LinkedIn | FaceBook | Twitter
Last week Microsoft announced several new offerings for “Big Data” - and since I’m a stickler for definitions, I wanted to make sure I understood what that really means. What is “Big Data”? What size hard drive is that? After all, my laptop has 1TB of storage - is my laptop “Big Data”?
There are actually a few definitions for this term, most notably those involving the “Four V’s” Volume, Velocity, Variety and Variability. Others disagree with this definition. I tend to try and get things into their simplest form, so I’m using this definition for myself:
Big data is defined as a large set of computationally expensive data that is worked on simultaneously.
Let me flesh that out a little. To be sure, “Big Data” has a larger size than say a few megabytes. The reason this is important is that it takes special hardware to be able to move large sets of data around, store it, process it and so on. (large set)
If you store a LOT of data, but only use a small portion of it at a time, that really isn’t super-hard to do. It’s mainly a storage issue at that point. But, if you do need to work with a large portion of the data at one time, then the memory, CPU and transfer components of the system have to adapt to be responsive - new ways to work with that data (game theory, knot-algorithms, map-reduce, etc.) need to be brought into play. (computationally expensive)
Once that data is loaded into the processing area (memory or whatever other mechanism is used) it must be worked on in parallel to come back in a reasonable time. You have two options here - you can scale the system up with more internal hardware (CPU’s, memory and so on) or you can scale it out to have multiple systems work on it at the same time using paradigms such as map/reduce and so on. Actually, when you lay this out in an architecture diagram, scale up or out doesn’t actually change the logical structure of the process - in scale out the network becomes the bus, and the nodes become more RAM and computing power. Of course, there are changes in code for how you stitch the workload back together. (worked on simultaneously)

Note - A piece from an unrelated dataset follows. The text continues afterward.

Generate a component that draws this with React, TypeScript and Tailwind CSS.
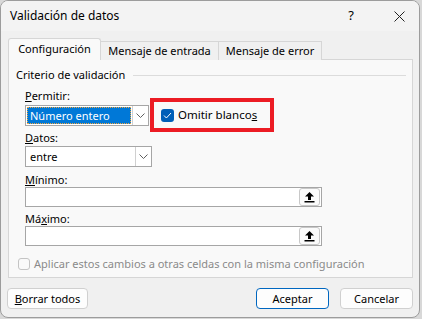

So back to the original question. Is Big Data, as I have defined it here, a workload for Windows and SQL Azure? Absolutely! In fact, it’s probably one of the main workloads, and I believe it represents the latest, and perhaps also the earliest frontier of computing. Jim Gray, a former researcher here at Microsoft and a hero of mine, was working on this very topic. I believe as he did - all computing is simply an interface over data.
Microsoft has multiple offerings on the topic of Big Data. In posts that follow from myself and my co-workers, we’ll explore when and where you use each one. Whether you are a data professional or a developer, this is the new frontier - don’t wait to educate yourself on how to leverage Big Data for your organization.
Hadoop on Windows Azure and SQL Server - Microsoft’s partnership to include Hadoop workloads on Windows Azure and SQL Server/Parallel Data Warehouse (PDW)
LINQ to HPC - Microsoft’s High-Performance Computing SKU of HPC is now in Azure
Windows Azure Table Storage - A key/value pair type storage with full partitioning that is immediately consistent, able to handle huge loads of data and works with any REST-compatible language
Other offerings - Including the new Data Explorer, Project Daytona (with a Big Data Toolkit for Scientists and researchers), Power View and more.
The era of Big Data is here. And you can use Windows and SQL Azure to bring it to your organization.
I'm trying to understand how LINQ to HPC differs from the Hadoop-on-Windows effort that's going on now. Why would I choose one over the other, and why is MSFT funding both simultaneously? From everything that I've read/heard they tackle the same big data scenarios.
Chris - great question. You'll often see Microsoft use multiple technologies to answer the same question. We have a huge installed base of HPC, and of course Hadoop has different advantages. Look for us to constantly explore multiple ways of handling large data processing sets.
As far as the choice goes, like most any other, lay out your requirements first. Then evaluate each technology offering to see what meets your needs best. While that may be a bit vague, it works for me every time. :)
Actually, seems that MSFT announced the end of LINQ to HPC several days prior to our posts.
Chris - you're correct. When I posted I wasn't sure if that was public yet or not. :) We're focusing now on Hadoop - embracing open source and using it to help!